In quel tempo, Gesù disse ai suoi discepoli: «Come il Padre ha amato me, anche io ho amato voi. Rimanete nel mio amore. Se osserverete i miei comandamenti, rimarrete nel mio amore, come io ho osservato i comandamenti del Padre mio e rimango nel suo amore. Vi ho detto queste cose perché la mia gioia sia in voi e la vostra gioia sia piena.
Questo è il mio comandamento: che vi amiate gli uni gli altri come io ho amato voi. Nessuno ha un amore più grande di questo: dare la sua vita per i propri amici. Voi siete miei amici, se fate ciò che io vi comando. Non vi chiamo più servi, perché il servo non sa quello che fa il suo padrone; ma vi ho chiamato amici, perché tutto ciò che ho udito dal Padre mio l’ho fatto conoscere a voi.
Non voi avete scelto me, ma io ho scelto voi e vi ho costituiti perché andiate e portiate frutto e il vostro frutto rimanga; perché tutto quello che chiederete al Padre nel mio nome, ve lo conceda. Questo vi comando: che vi amiate gli uni gli altri».
(Gv 15,9-17)
Come va interpretato quel COME IO con cui Gesù propone il comandamento dell’amore? Non è soltanto esemplificativo – fate come ho fatto io – ma anche e soprattutto causale, e forse sarebbe tra tradurre con POICHÉ oppure con SICCOME: l’amore di Gesù per noi, la rivelazione di un flusso inarrestabile di amore che va del Padre a Gesù, da Gesù a noi e che alimenta, sostiene, feconda la nostra possibilità di amare. L’amore di cui stiamo parlando (il termine greco è AGÀPE: l’amore oblativo, il dono di sé, l’impegno e la gioia di uscire da sé verso chi si ama, quello per cui il Padre “sacrifica” il Figlio, per cui Gesù offre tutto sé stesso fino a morire sulla croce) è diffusivo di sé, espansivo, includente e accogliente.
Nel Vangelo di oggi ritroviamo quel verbo RIMANERE/ABITARE che domenica scorsa Gesù usava nel paragone della vite e dei tralci: Gesù vuol farci abitare nel suo amore, creare tra sé e noi la stessa comunione profonda che Egli ha con il Padre.
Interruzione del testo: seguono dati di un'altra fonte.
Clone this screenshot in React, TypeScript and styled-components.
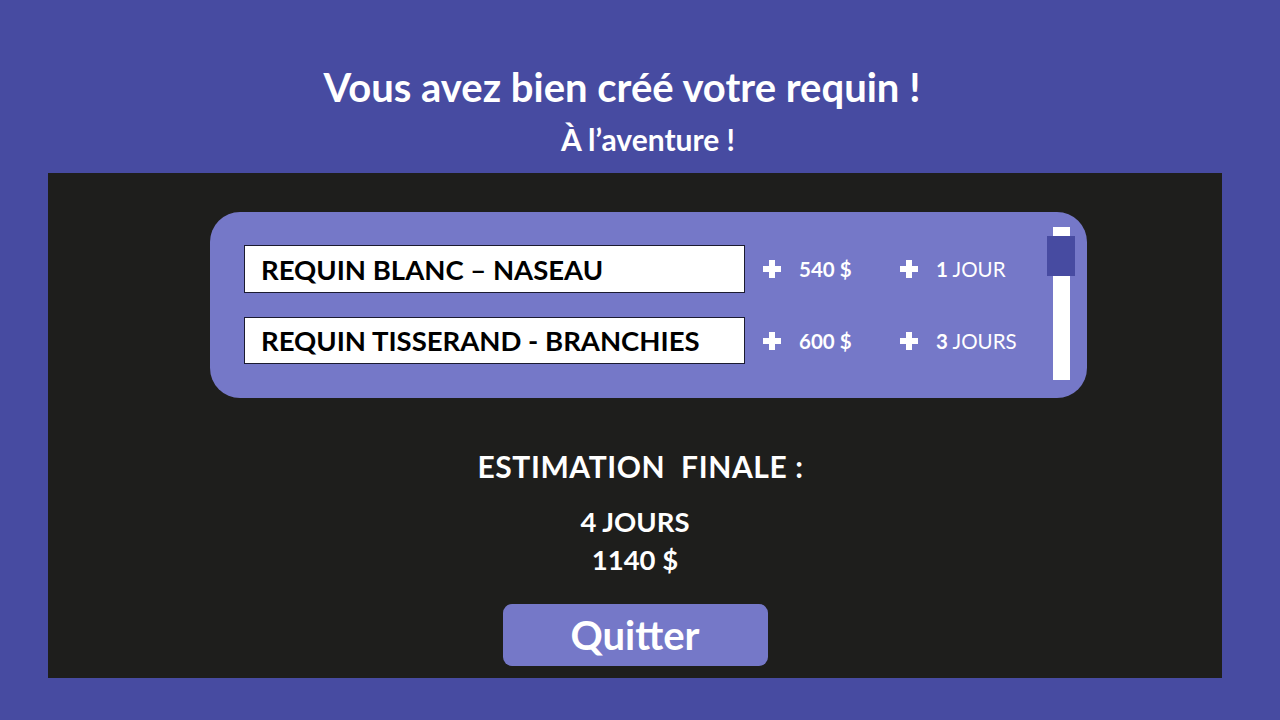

Non mi sembra di sciupare l’intensità della pagina evangelica con una citazione del poeta Gibran: “quando ami non dire: ho Dio nel cuore; dì piuttosto: io sono nel cuore di Dio”. In base a questa circolarità dell’amore, Gesù ci chiama non più servi ma amici e aspetto caratterizzante di questa amicizia è che Lui ci faccia CONOSCERE (il verbo descrive non solo un aspetto intellettivo, ma una relazione affettiva profonda) le cose che lui la udito dal Padre.
Queste cose profonde e sublimi Gesù le sta dicendo nel contesto dell’ultima cena, dopo aver lavato i piedi, al momento di donare simbolicamente nel pane e nel vino il suo Corpo e il suo Sangue, anticipando quello che sta per accadere sulla croce e che vuole perpetuare nell’Eucaristia. Nel Pane spezzato il memoria di Lui arriverà a tutti i credenti, in ogni epoca della storia e in ogni angolo del mondo, il suo amore forte fino alla morte, meraviglioso fino alla risurrezione.
Conseguenza inevitabile, vincolante, in assenza della quale sarebbe profanazione di quel gesto di totale generosità è l’amore reciproco e fraterno trai credenti, e l’offerta di sé per amore all’intera umanità. È questo il “portare frutto” su cui torna a insistere Gesù.
Insomma possiamo dire: a questo Dio che ci ama così tanto, quasi non interessa essere ricambiato da parte nostra, quello che gli sta a cuore è che noi sappiamo amarci tra noi. Lo dice con chiarezza lo stesso evangelista nella sua prima Lettera: poiché Dio ci ha amati, anche noi dobbiamo amarci a vicenda. Dalla stesso testo, la Liturgia di oggi ci propone quello che forse è il vertice della rivelazione divina: Dio è amore.
Giovedì scorso, ho avuto occasione di ascoltare il vescovo Sigismondi (che è l’assistente nazionale dell’Azione Cattolica) il quale, in una corposa e profonda riflessione, a un certo punto ha raccontato l’incontro con la mamma di un figlio gravemente disabile, che lei stava imboccando pazientemente con non poche difficoltà legate al forte handicap del ragazzo. Il vescovo le ha chiesto: ma che cos’è per lei l’amore? E la donna, senza dire parola, ha semplicemente indicato suo figlio. Mi pare il più bel commento al Vangelo di oggi.